→ **REQUIRED WORK**:
Search the data below for the word "styles" and copy each line that holds it.

** Start of MATERIALS PROVIDED **

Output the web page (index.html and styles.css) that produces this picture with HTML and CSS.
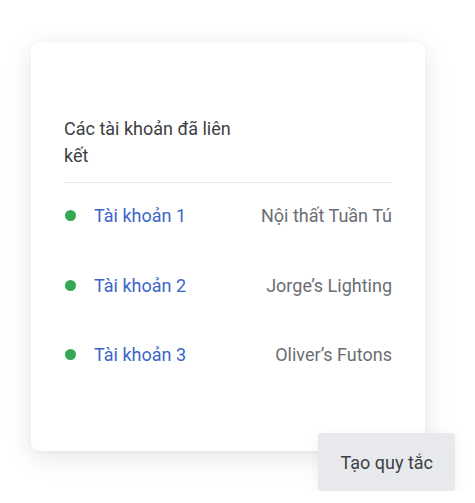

** End of MATERIALS PROVIDED **
** Start of MATERIALS PROVIDED **

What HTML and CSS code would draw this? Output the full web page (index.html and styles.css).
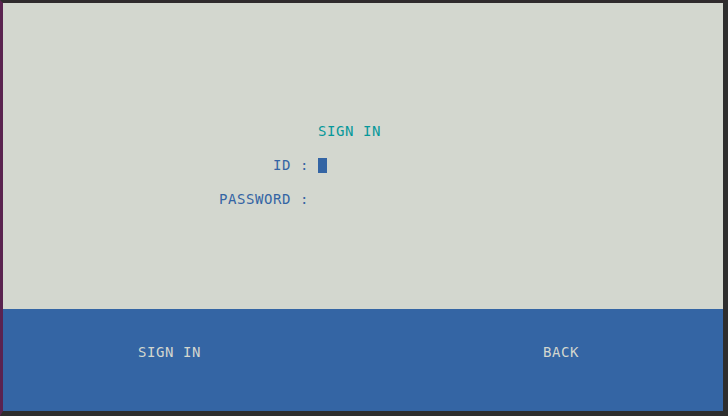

** End of MATERIALS PROVIDED **
** Start of MATERIALS PROVIDED **

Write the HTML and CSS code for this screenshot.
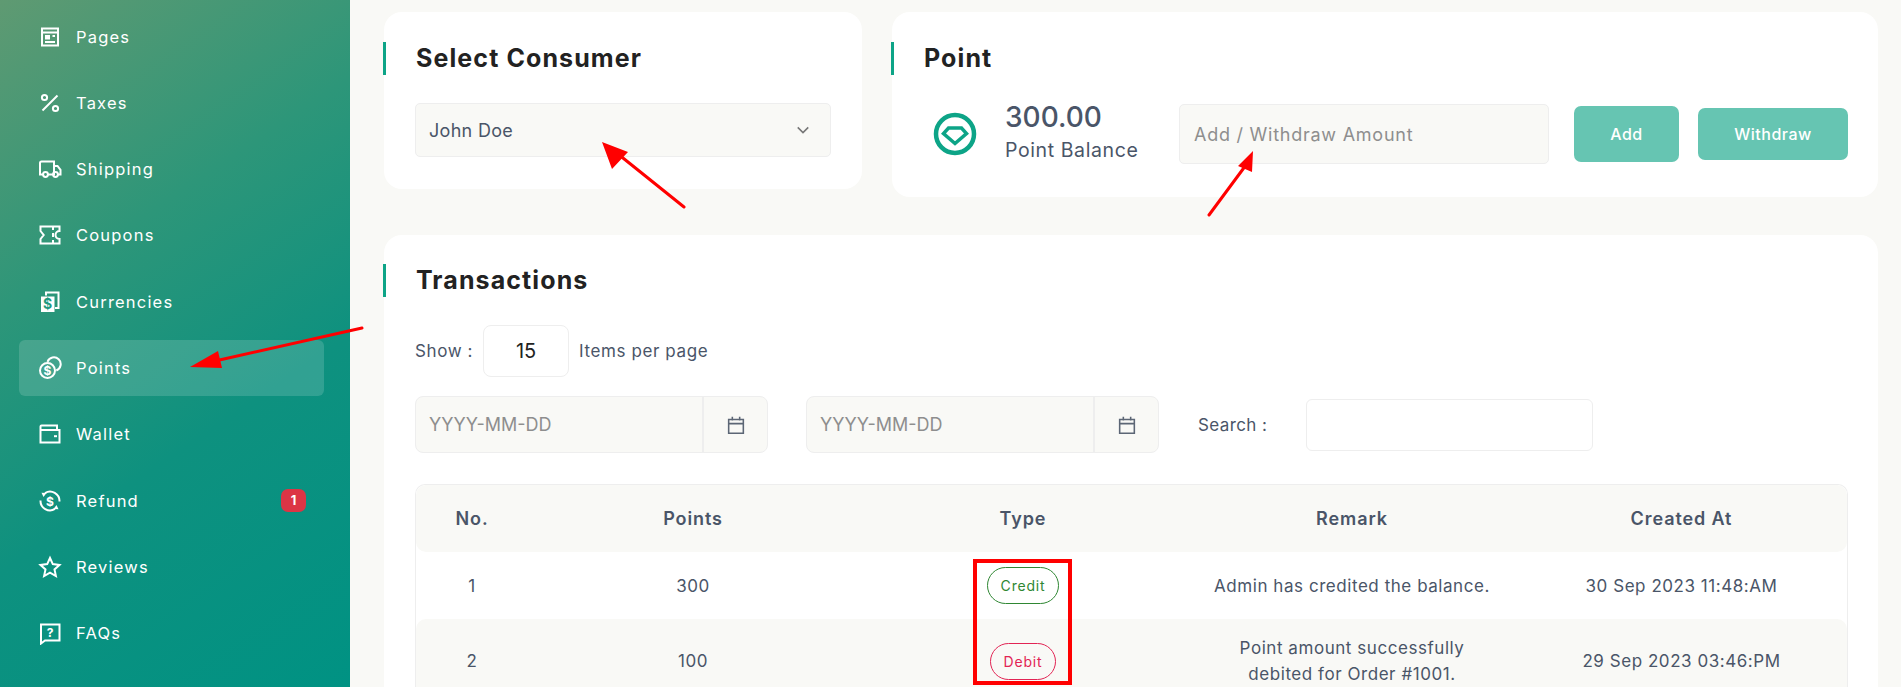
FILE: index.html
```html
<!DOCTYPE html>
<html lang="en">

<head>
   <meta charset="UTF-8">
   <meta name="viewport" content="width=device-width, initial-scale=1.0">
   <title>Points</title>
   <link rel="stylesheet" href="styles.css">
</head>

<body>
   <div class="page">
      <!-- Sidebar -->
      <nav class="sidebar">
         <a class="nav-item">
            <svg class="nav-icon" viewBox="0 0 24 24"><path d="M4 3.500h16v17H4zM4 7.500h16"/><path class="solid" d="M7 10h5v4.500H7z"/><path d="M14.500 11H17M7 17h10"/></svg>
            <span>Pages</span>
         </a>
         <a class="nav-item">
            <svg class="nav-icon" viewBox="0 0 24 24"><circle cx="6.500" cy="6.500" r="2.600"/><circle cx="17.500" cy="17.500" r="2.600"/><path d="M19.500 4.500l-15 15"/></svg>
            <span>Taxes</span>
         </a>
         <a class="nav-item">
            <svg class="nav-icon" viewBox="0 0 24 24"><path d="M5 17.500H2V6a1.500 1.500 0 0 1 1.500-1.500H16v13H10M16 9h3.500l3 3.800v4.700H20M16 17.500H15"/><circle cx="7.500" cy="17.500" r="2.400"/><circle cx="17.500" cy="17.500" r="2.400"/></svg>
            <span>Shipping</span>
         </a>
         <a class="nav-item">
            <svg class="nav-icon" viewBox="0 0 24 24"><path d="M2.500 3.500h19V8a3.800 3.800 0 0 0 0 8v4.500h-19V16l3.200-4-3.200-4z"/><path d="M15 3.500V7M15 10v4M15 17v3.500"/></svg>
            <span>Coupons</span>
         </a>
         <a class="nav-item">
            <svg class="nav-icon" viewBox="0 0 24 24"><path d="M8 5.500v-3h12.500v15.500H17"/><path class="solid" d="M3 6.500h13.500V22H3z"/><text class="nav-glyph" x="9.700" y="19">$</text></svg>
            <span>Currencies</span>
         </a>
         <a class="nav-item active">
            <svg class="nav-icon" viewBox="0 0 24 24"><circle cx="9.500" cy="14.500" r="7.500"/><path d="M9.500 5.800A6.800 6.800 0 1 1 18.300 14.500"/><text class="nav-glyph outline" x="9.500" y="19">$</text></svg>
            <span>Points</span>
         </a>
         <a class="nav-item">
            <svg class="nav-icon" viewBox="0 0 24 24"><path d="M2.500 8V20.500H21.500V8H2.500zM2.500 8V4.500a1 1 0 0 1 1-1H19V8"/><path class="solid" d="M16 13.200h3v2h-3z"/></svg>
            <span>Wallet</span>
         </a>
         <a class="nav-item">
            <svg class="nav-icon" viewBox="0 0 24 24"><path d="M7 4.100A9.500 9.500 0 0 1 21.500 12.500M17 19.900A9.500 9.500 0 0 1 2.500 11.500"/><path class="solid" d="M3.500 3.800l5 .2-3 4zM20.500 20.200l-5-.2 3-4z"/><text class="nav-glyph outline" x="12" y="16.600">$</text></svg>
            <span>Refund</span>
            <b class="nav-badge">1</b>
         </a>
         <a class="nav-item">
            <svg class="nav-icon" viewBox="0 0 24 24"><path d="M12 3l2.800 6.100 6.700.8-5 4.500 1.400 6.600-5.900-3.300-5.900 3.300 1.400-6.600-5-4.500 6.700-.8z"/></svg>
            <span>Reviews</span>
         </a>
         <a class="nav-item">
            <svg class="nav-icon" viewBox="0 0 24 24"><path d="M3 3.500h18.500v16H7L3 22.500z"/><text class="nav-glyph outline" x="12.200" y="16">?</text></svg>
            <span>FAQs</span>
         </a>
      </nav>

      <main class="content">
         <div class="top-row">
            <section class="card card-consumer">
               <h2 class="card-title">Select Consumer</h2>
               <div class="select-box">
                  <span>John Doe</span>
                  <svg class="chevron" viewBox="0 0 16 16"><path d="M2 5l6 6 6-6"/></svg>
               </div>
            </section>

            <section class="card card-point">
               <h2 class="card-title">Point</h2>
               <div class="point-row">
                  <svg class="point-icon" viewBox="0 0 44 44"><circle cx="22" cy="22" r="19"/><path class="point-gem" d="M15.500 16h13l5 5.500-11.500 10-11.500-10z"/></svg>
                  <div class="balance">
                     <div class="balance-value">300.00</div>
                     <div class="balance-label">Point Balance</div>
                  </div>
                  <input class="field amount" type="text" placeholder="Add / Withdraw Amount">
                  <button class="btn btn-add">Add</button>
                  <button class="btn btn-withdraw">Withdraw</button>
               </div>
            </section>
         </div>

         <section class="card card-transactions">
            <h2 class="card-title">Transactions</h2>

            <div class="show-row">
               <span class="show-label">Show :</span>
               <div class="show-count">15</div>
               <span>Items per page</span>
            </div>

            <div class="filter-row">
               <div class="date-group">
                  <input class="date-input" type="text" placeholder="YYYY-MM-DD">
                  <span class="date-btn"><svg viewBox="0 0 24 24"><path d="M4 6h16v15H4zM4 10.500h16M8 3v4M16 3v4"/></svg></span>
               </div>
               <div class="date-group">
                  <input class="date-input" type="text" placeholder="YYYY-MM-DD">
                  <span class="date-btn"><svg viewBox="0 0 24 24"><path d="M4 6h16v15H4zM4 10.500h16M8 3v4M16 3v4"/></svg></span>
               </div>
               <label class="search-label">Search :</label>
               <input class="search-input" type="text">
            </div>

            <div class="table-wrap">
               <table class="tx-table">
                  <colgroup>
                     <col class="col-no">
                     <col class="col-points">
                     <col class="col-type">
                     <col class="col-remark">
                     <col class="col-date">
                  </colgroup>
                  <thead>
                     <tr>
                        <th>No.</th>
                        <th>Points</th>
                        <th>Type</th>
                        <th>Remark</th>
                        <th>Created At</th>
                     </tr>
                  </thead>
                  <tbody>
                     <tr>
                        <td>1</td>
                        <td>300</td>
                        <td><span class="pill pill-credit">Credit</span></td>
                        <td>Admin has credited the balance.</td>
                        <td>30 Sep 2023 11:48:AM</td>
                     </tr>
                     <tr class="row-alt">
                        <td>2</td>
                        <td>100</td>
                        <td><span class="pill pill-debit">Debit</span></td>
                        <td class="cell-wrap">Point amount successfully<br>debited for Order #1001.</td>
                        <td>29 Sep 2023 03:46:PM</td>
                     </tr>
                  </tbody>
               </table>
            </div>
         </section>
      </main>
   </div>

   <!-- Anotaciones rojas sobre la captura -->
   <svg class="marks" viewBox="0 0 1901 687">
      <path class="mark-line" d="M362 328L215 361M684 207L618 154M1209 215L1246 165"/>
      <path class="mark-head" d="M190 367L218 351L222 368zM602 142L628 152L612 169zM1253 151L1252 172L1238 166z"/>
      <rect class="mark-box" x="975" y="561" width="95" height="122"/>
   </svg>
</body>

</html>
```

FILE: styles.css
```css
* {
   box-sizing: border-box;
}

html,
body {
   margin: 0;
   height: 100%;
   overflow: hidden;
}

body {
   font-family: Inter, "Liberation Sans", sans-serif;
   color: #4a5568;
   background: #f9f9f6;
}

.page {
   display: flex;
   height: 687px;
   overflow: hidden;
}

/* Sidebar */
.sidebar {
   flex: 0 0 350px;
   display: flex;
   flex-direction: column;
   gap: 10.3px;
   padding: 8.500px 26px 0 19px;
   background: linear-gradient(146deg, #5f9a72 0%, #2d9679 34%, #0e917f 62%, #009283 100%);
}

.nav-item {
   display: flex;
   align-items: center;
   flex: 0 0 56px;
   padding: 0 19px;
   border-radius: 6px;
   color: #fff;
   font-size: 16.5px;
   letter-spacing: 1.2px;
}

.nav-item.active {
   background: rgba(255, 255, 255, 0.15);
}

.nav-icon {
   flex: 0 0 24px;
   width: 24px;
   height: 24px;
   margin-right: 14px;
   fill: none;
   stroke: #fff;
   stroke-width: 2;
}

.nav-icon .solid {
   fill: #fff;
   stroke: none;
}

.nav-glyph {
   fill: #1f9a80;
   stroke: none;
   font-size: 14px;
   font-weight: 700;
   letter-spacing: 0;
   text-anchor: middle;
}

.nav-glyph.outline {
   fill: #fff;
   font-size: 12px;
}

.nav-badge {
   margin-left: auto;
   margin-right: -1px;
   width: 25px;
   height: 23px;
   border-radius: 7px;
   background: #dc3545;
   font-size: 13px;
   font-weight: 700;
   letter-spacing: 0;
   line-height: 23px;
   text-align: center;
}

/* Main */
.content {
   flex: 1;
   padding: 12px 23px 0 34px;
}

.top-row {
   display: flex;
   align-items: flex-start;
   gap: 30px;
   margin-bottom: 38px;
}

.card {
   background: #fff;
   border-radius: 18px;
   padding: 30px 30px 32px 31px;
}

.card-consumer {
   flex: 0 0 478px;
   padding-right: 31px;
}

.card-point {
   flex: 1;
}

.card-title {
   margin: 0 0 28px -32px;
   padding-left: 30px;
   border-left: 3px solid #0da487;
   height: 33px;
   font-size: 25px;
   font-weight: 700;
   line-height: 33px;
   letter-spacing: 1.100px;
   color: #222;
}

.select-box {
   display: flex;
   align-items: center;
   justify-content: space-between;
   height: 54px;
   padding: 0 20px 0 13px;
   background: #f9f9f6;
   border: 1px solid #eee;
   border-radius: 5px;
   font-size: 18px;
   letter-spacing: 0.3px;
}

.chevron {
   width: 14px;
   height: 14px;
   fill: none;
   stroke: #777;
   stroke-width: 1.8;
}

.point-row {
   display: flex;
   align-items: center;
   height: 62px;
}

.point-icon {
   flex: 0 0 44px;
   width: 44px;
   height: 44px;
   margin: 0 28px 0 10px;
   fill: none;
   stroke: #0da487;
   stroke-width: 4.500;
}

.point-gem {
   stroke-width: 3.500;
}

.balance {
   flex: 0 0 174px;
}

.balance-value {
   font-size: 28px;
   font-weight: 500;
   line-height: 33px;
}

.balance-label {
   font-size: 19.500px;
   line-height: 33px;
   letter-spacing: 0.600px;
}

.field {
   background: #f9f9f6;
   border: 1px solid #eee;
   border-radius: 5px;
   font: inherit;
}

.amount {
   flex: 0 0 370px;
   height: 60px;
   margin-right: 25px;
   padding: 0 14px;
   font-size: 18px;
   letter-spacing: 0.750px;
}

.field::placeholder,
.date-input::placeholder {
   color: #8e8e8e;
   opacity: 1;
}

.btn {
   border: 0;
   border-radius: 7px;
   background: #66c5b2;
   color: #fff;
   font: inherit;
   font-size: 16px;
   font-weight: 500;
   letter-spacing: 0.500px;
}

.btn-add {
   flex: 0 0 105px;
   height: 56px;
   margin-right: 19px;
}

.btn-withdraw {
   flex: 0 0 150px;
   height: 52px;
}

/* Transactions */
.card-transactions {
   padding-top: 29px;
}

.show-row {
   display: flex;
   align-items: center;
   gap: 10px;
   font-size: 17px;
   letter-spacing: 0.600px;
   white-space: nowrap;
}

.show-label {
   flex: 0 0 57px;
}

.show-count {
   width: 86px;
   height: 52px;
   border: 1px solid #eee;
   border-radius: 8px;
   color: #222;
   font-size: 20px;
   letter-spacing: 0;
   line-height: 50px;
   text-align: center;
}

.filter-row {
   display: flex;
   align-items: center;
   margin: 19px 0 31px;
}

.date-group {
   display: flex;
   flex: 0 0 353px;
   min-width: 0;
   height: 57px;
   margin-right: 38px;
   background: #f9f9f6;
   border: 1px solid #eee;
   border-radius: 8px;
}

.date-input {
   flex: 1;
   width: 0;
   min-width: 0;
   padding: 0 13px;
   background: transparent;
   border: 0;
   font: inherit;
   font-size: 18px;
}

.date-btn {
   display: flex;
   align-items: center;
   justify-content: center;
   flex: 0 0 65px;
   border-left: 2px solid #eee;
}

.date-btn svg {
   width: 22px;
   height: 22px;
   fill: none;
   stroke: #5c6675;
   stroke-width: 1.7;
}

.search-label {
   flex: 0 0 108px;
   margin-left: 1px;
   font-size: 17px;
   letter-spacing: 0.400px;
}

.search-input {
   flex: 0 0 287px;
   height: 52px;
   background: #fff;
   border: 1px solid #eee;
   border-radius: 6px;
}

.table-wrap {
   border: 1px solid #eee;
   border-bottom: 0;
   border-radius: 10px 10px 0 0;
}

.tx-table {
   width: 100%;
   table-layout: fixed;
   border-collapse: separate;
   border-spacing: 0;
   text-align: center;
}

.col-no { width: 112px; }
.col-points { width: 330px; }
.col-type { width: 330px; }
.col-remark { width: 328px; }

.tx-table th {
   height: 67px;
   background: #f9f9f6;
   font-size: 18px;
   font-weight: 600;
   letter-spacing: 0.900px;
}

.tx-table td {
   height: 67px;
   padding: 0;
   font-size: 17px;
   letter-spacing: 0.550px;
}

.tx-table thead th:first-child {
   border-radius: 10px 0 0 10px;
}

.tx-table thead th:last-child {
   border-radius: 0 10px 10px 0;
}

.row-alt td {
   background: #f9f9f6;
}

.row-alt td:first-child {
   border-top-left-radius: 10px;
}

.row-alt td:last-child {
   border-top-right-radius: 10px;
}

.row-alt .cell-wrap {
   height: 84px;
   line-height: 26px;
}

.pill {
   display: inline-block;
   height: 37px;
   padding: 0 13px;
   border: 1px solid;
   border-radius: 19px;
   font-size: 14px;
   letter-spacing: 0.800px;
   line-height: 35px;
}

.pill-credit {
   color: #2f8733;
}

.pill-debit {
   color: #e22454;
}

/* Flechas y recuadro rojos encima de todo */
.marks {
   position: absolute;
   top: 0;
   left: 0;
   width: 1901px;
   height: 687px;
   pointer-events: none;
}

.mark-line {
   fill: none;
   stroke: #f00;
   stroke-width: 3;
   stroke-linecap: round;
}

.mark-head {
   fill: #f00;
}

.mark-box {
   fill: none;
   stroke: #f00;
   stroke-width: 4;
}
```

** End of MATERIALS PROVIDED **

→ **OUTPUT OF THE EXERCISE**:
Output the web page (index.html and styles.css) that produces this picture with HTML and CSS.
What HTML and CSS code would draw this? Output the full web page (index.html and styles.css).
   <link rel="stylesheet" href="styles.css">
FILE: styles.css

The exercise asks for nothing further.